By a series a graceful accidents (are there really any pieces of grace that are accidental?) she found her way to a Walk to Emmaus, a spiritual renewal weekend. There she was deeply and permanently moved by God's love for her as it was acted out by the team. She was fed in body, mind and soul in ways that were a mystery to her. She was very grateful and told me so repeatedly.
After the weekend she lived for a time on the high of it, but then the old ways of seeing herself returned and she drifted far from the experience of grace. And at the end of six months she no longer felt lovable. But her memory of the weekend of love haunted her until she came looking for that love again.
She called one day, much like the caller above, and asked how it was she could come to church and would we want her? I answered her questions. She came to worship and soon had her place in her pew. She had a ravenous appetite for all things spiritual. She attended a small study group and those folks became her family. She learned to pray daily, and often several times a day. She engaged in simple and powerful acts of compassion, teaching Sunday school, counseling a friend through a child's serious illness, working hard as a board member of a local relief operation.
Now she is not perfect in herself or in her relationships. But she has come a long way on the path of healing. And that healing continues today. She has found joy in herself, and in her gift of love to others. It is gratitude to God's love and a disciplined discipleship that leads her and heals her.
One of the things those of us who hang around church long enough love about being here is getting to be around when this love transforming stuff happens.

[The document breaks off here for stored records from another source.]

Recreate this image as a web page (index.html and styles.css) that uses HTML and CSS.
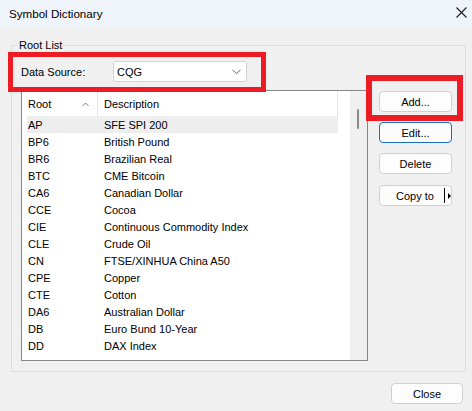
FILE: index.html
```html
<!DOCTYPE html>
<html>
<head>
<meta charset="utf-8">
<link rel="stylesheet" href="styles.css">
</head>
<body>
<div class="window">
  <div class="titlebar">
    <span class="title">Symbol Dictionary</span>
    <svg class="close-x" width="11" height="11" viewBox="0 0 11 11"><path d="M0.5 0.5 L10.5 10.5 M10.5 0.5 L0.5 10.5" stroke="#1b1b1b" stroke-width="1.1" fill="none"/></svg>
  </div>

  <div class="group">
    <span class="legend">Root List</span>
    <div class="source-row">
      <span class="source-label">Data Source:</span>
      <div class="combo">
        <span>CQG</span>
        <svg class="chev" width="9" height="6" viewBox="0 0 9 6"><path d="M0.5 0.8 L4.5 4.8 L8.5 0.8" stroke="#5f5f5f" stroke-width="1" fill="none"/></svg>
      </div>
    </div>

    <div class="main-row">
      <div class="list">
        <div class="list-body">
          <div class="header">
            <div class="hcol root-h">Root<svg class="sort" width="7" height="5" viewBox="0 0 7 5"><path d="M0.5 4 L3.5 1 L6.5 4" stroke="#7a7a7a" stroke-width="1" fill="none"/></svg></div>
            <div class="hcol desc-h">Description</div>
          </div>
          <div class="row sel"><span class="c1">AP</span><span class="c2">SFE SPI 200</span></div>
          <div class="row"><span class="c1">BP6</span><span class="c2">British Pound</span></div>
          <div class="row"><span class="c1">BR6</span><span class="c2">Brazilian Real</span></div>
          <div class="row"><span class="c1">BTC</span><span class="c2">CME Bitcoin</span></div>
          <div class="row"><span class="c1">CA6</span><span class="c2">Canadian Dollar</span></div>
          <div class="row"><span class="c1">CCE</span><span class="c2">Cocoa</span></div>
          <div class="row"><span class="c1">CIE</span><span class="c2">Continuous Commodity Index</span></div>
          <div class="row"><span class="c1">CLE</span><span class="c2">Crude Oil</span></div>
          <div class="row"><span class="c1">CN</span><span class="c2">FTSE/XINHUA China A50</span></div>
          <div class="row"><span class="c1">CPE</span><span class="c2">Copper</span></div>
          <div class="row"><span class="c1">CTE</span><span class="c2">Cotton</span></div>
          <div class="row"><span class="c1">DA6</span><span class="c2">Australian Dollar</span></div>
          <div class="row"><span class="c1">DB</span><span class="c2">Euro Bund 10-Year</span></div>
          <div class="row"><span class="c1">DD</span><span class="c2">DAX Index</span></div>
        </div>
        <div class="scrollbar"><div class="thumb"></div></div>
      </div>

      <div class="buttons">
        <button class="btn">Add...</button>
        <button class="btn focused">Edit...</button>
        <button class="btn">Delete</button>
        <button class="btn split"><span class="split-text">Copy to</span><span class="split-sep"></span><span class="split-arrow"></span></button>
      </div>
    </div>
  </div>

  <div class="footer">
    <button class="btn close-btn">Close</button>
  </div>

  <div class="mark mark-source"></div>
  <div class="mark mark-add"></div>
</div>
</body>
</html>
```

FILE: styles.css
```css
html, body {
  margin: 0;
  padding: 0;
}
body {
  background: #f0f0f0;
  font-family: "Liberation Sans", Arial, sans-serif;
  font-size: 11px;
  color: #000;
}
.window {
  position: relative;
  width: 472px;
  height: 411px;
  overflow: hidden;
  background: #f0f0f0;
}
.titlebar {
  height: 28px;
  background: #eff3fa;
  display: flex;
  align-items: center;
  justify-content: space-between;
  padding: 0 5px 1px 9px;
  box-sizing: border-box;
}
.title {
  font-size: 11.6px;
  color: #000;
}
.close-x {
  display: block;
  margin-bottom: 3px;
}
.group {
  position: relative;
  margin: 17px 0 0 11px;
  width: 455px;
  height: 327px;
  box-sizing: border-box;
  border: 1px solid #dcdcdc;
  padding: 15px 0 0 9px;
}
.legend {
  position: absolute;
  top: -7px;
  left: 6px;
  padding: 0 1px;
  line-height: 13px;
  background: #f0f0f0;
}
.source-row {
  display: flex;
  align-items: center;
  height: 21px;
}
.source-label {
  width: 92px;
}
.combo {
  width: 134px;
  height: 21px;
  box-sizing: border-box;
  border: 1px solid #d3d3d3;
  border-radius: 3px;
  background: #fff;
  display: flex;
  align-items: center;
  justify-content: space-between;
  padding: 0 5px 0 3px;
}
.chev {
  display: block;
}
.main-row {
  display: flex;
  align-items: flex-start;
  margin-top: 8px;
}
.list {
  width: 347px;
  height: 271px;
  box-sizing: border-box;
  border: 1px solid #878787;
  background: #fff;
  display: flex;
}
.list-body {
  width: 328px;
  height: 269px;
  overflow: hidden;
  padding-left: 5px;
  box-sizing: border-box;
}
.header {
  display: flex;
  height: 25px;
  width: 311px;
}
.hcol {
  display: flex;
  align-items: center;
  box-sizing: border-box;
}
.root-h {
  width: 70px;
  padding-left: 1px;
  position: relative;
}
.sort {
  position: absolute;
  left: 55px;
  top: 11px;
}
.desc-h {
  width: 241px;
  border-left: 1px solid #e5e5e5;
  border-right: 1px solid #e5e5e5;
  padding-left: 6px;
}
.row {
  display: flex;
  align-items: center;
  height: 17px;
  width: 311px;
}
.row.sel {
  background: #eeeeee;
}
.c1 {
  width: 70px;
  padding-left: 1px;
  box-sizing: border-box;
  white-space: nowrap;
}
.c2 {
  padding-left: 7px;
  white-space: nowrap;
}
.scrollbar {
  position: relative;
  width: 17px;
  height: 269px;
  background: #f0f0f0;
}
.thumb {
  margin: 18px 0 0 7px;
  width: 2px;
  height: 20px;
  border-radius: 1px;
  background: #8a8a8a;
}
.buttons {
  display: flex;
  flex-direction: column;
  gap: 10px;
  margin: 1px 0 0 11px;
}
.btn {
  width: 73px;
  height: 21px;
  box-sizing: border-box;
  border: 1px solid #d0d0d0;
  border-radius: 4px;
  background: #fdfdfd;
  font-family: "Liberation Sans", Arial, sans-serif;
  font-size: 11px;
  color: #000;
  padding: 0;
  display: flex;
  align-items: center;
  justify-content: center;
}
.btn.focused {
  border: 1px solid #1a6fc4;
}
.btn.split {
  margin-top: 1px;
  justify-content: flex-start;
  padding-left: 16px;
}
.split-sep {
  width: 1px;
  height: 15px;
  background: #000;
  margin-left: 10px;
}
.split-arrow {
  width: 0;
  height: 0;
  border-top: 3px solid transparent;
  border-bottom: 3px solid transparent;
  border-left: 3px solid #000;
  margin-left: 3px;
}
.footer {
  display: flex;
  justify-content: flex-end;
  padding: 11px 9px 0 0;
}
.close-btn {
  width: 72px;
  height: 21px;
}
.mark {
  position: absolute;
  box-sizing: border-box;
  border: 5px solid #ed1c24;
}
.mark-source {
  left: 8px;
  top: 52px;
  width: 258px;
  height: 40px;
}
.mark-add {
  left: 366px;
  top: 75px;
  width: 97px;
  height: 46px;
  border-width: 6px;
}
```
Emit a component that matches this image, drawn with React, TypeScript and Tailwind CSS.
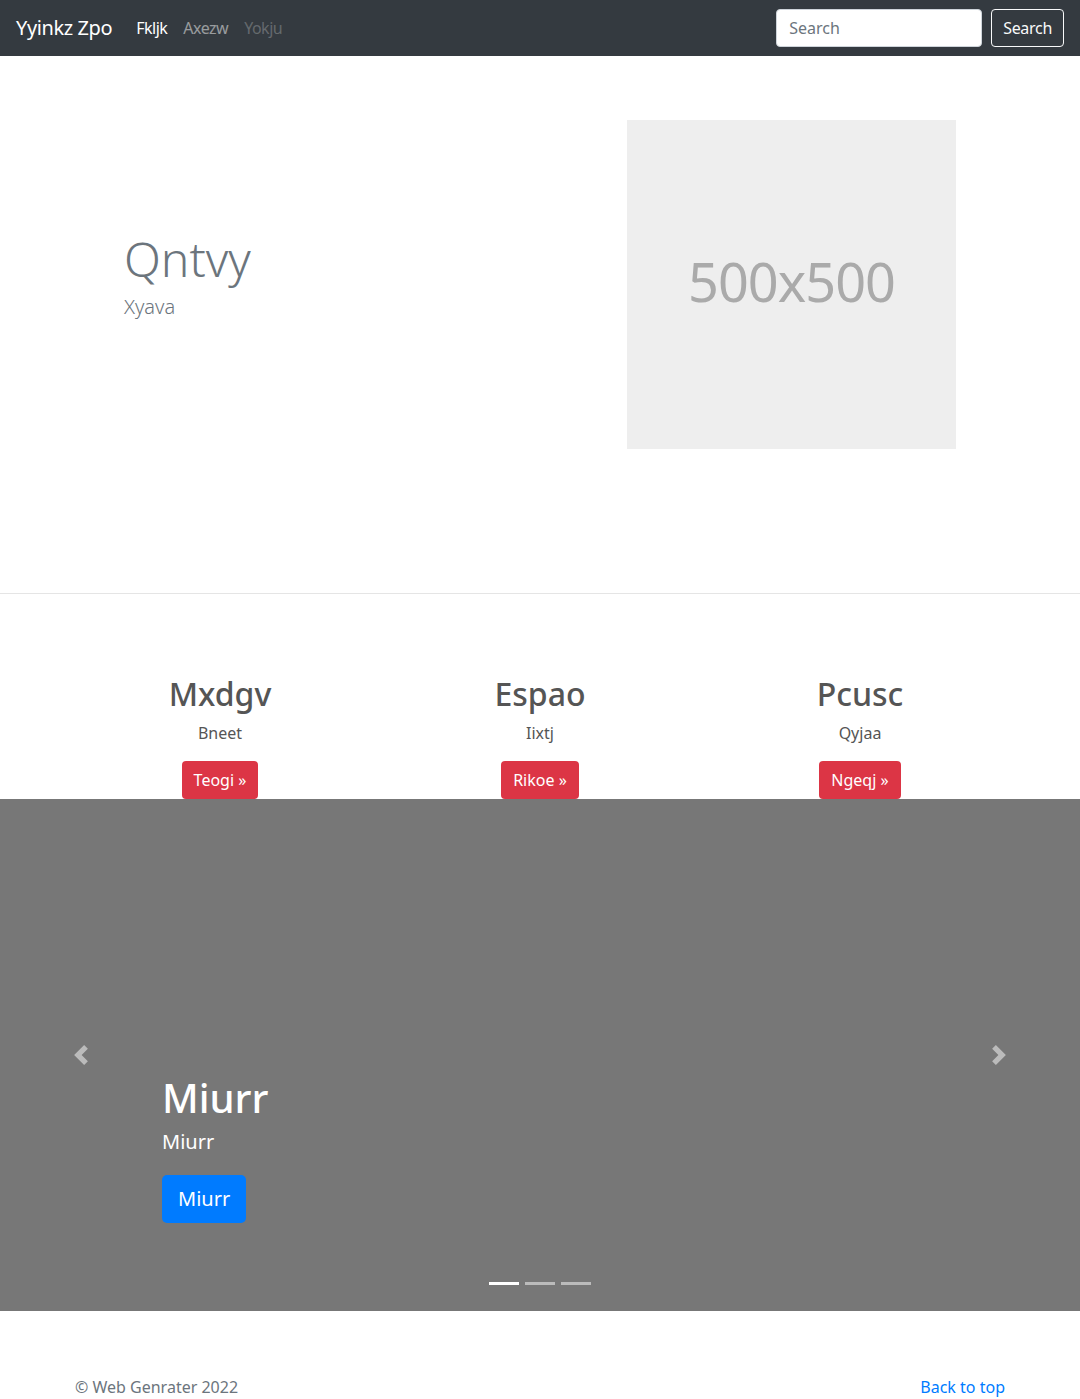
import React from "react";

const font = { fontFamily: '"Noto Sans", "Open Sans", sans-serif' };

function Chevron({ dir }: { dir: "left" | "right" }) {
  return (
    <svg width="20" height="20" viewBox="0 0 8 8" fill="#fff">
      {dir === "left" ? (
        <path d="M5.25 0l-4 4 4 4 1.5-1.5L4.25 4l2.5-2.5L5.25 0z" />
      ) : (
        <path d="M2.75 0l-1.5 1.5L3.75 4l-2.5 2.5L2.75 8l4-4-4-4z" />
      )}
    </svg>
  );
}

export default function App() {
  const features = [
    { t: "Mxdgv", s: "Bneet", b: "Teogi" },
    { t: "Espao", s: "Iixtj", b: "Rikoe" },
    { t: "Pcusc", s: "Qyjaa", b: "Ngeqj" },
  ];
  return (
    <div className="w-[1080px] bg-white text-[#212529]" style={font}>
      {/* Navbar */}
      <nav className="h-[56px] bg-[#343a40] flex items-center px-4">
        <span className="text-[20px] text-white mr-4 leading-[30px] tracking-[-0.4px]">Yyinkz Zpo</span>
        <div className="flex items-center text-[16px] tracking-[-0.5px]">
          <span className="px-2 text-white">Fkljk</span>
          <span className="px-2 text-white/50">Axezw</span>
          <span className="px-2 text-white/25">Yokju</span>
        </div>
        <div className="ml-auto flex items-center">
          <input
            placeholder="Search"
            className="w-[206px] h-[38px] rounded-[4px] bg-white border border-[#ced4da] px-3 text-[16px] placeholder-[#6c757d] mr-[9px] outline-none"
          />
          <button className="h-[38px] px-[11px] rounded-[4px] border border-[#f8f9fa] text-[#f8f9fa] text-[16px] tracking-[-0.3px]">
            Search
          </button>
        </div>
      </nav>

      {/* Hero */}
      <section className="border-b border-[#e5e5e5] pt-[64px] pb-[144px]">
        <div className="flex items-center">
          <div className="w-[540px] pl-[124px] pb-[17px]">
            <h1 className="text-[48px] font-light text-[#6c757d] leading-[1.2] mb-[5px]">Qntvy</h1>
            <p className="text-[20px] font-light text-[#6c757d] leading-[1.5]">Xyava</p>
          </div>
          <div className="w-[540px] pl-[87px]">
            <div className="w-[329px] h-[329px] bg-[#eeeeee] flex items-center justify-center pb-[7px]">
              <span className="text-[54px] tracking-[-1px] text-[#aaaaaa]">500x500</span>
            </div>
          </div>
        </div>
      </section>

      {/* Features */}
      <section className="pt-[81px]">
        <div className="w-[960px] mx-auto grid grid-cols-3">
          {features.map((f) => (
            <div key={f.t} className="flex flex-col items-center text-center">
              <h2 className="text-[32px] font-medium text-[#555] leading-[1.2] mb-2">{f.t}</h2>
              <p className="text-[16px] text-[#555] leading-[24px] mb-4">{f.s}</p>
              <button className="h-[38px] px-3 rounded-[4px] bg-[#dc3545] text-white text-[16px]">
                {f.b} »
              </button>
            </div>
          ))}
        </div>
      </section>

      {/* Carousel */}
      <section className="relative h-[512px] bg-[#777777]">
        <div className="absolute left-0 top-0 bottom-0 w-[15%] flex items-center justify-center opacity-50">
          <Chevron dir="left" />
        </div>
        <div className="absolute right-0 top-0 bottom-0 w-[15%] flex items-center justify-center opacity-50">
          <Chevron dir="right" />
        </div>
        <div className="absolute left-[15%] right-[15%] top-[275px] text-white">
          <h1 className="text-[40px] font-medium leading-[1.2] mb-[5px]">Miurr</h1>
          <p className="text-[20px] leading-[30px] mb-[18px]">Miurr</p>
          <button className="h-[48px] px-4 rounded-[5px] bg-[#007bff] text-white text-[20px]">Miurr</button>
        </div>
        <div className="absolute bottom-[26px] left-0 right-0 flex justify-center gap-[6px]">
          <span className="w-[30px] h-[3px] bg-white" />
          <span className="w-[30px] h-[3px] bg-white opacity-50" />
          <span className="w-[30px] h-[3px] bg-white opacity-50" />
        </div>
      </section>

      {/* Footer */}
      <footer className="pt-[64px] pb-[48px]">
        <div className="w-[930px] mx-auto flex justify-between text-[16px] leading-[24px]">
          <span className="text-[#6c757d]">© Web Genrater 2022</span>
          <span className="text-[#007bff]">Back to top</span>
        </div>
      </footer>
    </div>
  );
}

Those who lead or attend small groups, those who teach Sunday school, will tell you the same things, "Grace truly is amazing in the making holy of lives." Never forget it.
God loves each of us, no matter how or slight has been our wretchedness. God loves us and in our gratitude for this love we discover forgiveness and healing. And by this discovery and our cooperation with the Holy Spirit through worship, study and service, we are made holy and whole. Praise be to God. Shalom and Amen.